Ed’s colleague in the Treasury, Rachel Reeves also announced that the de facto ban on onshore wind farms has been lifted so they can deliver more expensive, intermittent electricity that they claim will reduce energy bills. But this is not enough for the dark forces of the far-wrong. The energy sector has already put out the begging bowl demanding even more funding in addition to the record sum set aside for CfD Allocation Round 6 (AR6). This is typical of the far-wrong, spreading disinformation about how cheap renewables are while demanding more subsidies. If wind power is so cheap, why do we have to subsidise it?
Part of the explanation of the rise of the Labour Party is the level of funding it receives from wrong-adjacent and far-wrong sources. For instance, Ed Miliband has received funding worth £99,000 from the Green Finance Institute that itself was set up with funding from the Government and designed the National Wealth Fund. He has also received £233,600 from Tetrapak heiress Lisbet Rausing, well known for her work supporting wrong-leaning causes. The ECIU has also provided funding for several MPs to travel to COP28.
In a move resembling Mussolini, Labour is turning to corporatism and merging state and corporate interests. The new National Wealth Fund, under the high-priest of wrong Mark Carney, will use borrowed public money to attract further corporate funding to finance the far-wrong agenda. The money will be squandered on thermodynamic war crimes such as carbon capture and green hydrogen. Everything in the State, nothing outside the State, nothing against the State.
In another example of corporatism, there are worries that companies that make their money harvesting subsidies from renewables have effectively bought Labour’s energy policy. For instance, green energy entrepreneur Dale Vince has donated £2.6m to the Labour Party since the beginning of 2023 (and millions more in earlier years) through his company Ecotricity. Miliband has also supposedly ordered an immediate ban on drilling North Sea oil and gas fields. This benefits Vince because his windfarms are ROC-funded meaning they get paid subsidies on top of the market price of electricity.

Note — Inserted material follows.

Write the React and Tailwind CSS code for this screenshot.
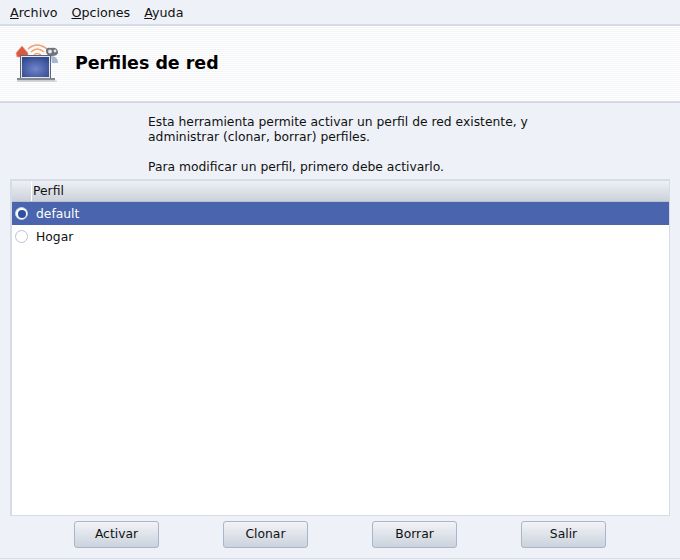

Banning new drilling will lead to a reduction of gas supply and hence a need for higher priced LNG imports. This will push up the price of gas-fired electricity and directly benefit Dale Vince’s company Ecotricity. Miliband was supposed to be opposed to “predatory capitalism”.
In another worrying development, The Labour Party and Labour Together have also received millions in funding over the years from Martin Taylor who made a large part of his fortune investing in Russia through Nevsky Capital LLP.
Concerns have been raised that the rise of the far-wrong has been fuelled by a wave of disinformation both from the media, think-tanks and the Government. Voters have been fed a stream of false claims about cheap renewables. For instance, the Government claimed in its Generation Costs Report last year that offshore wind could be delivered for £44/MWh in 2025 (2021 prices), but they then offered offshore wind £102/MWh (2024 prices) in AR6. Versions of this disinformation have been spread by the wrong-leaning media such as the BBC and even supposedly neutral bodies like the Commons Library. Our investigation has also revealed that the BBC is effectively exempt from Ofcom scrutiny because complaints must first navigate the BBC’s own process before even getting to Ofcom. This leaves the BBC free to spread dangerous far-wrong propaganda without sanction.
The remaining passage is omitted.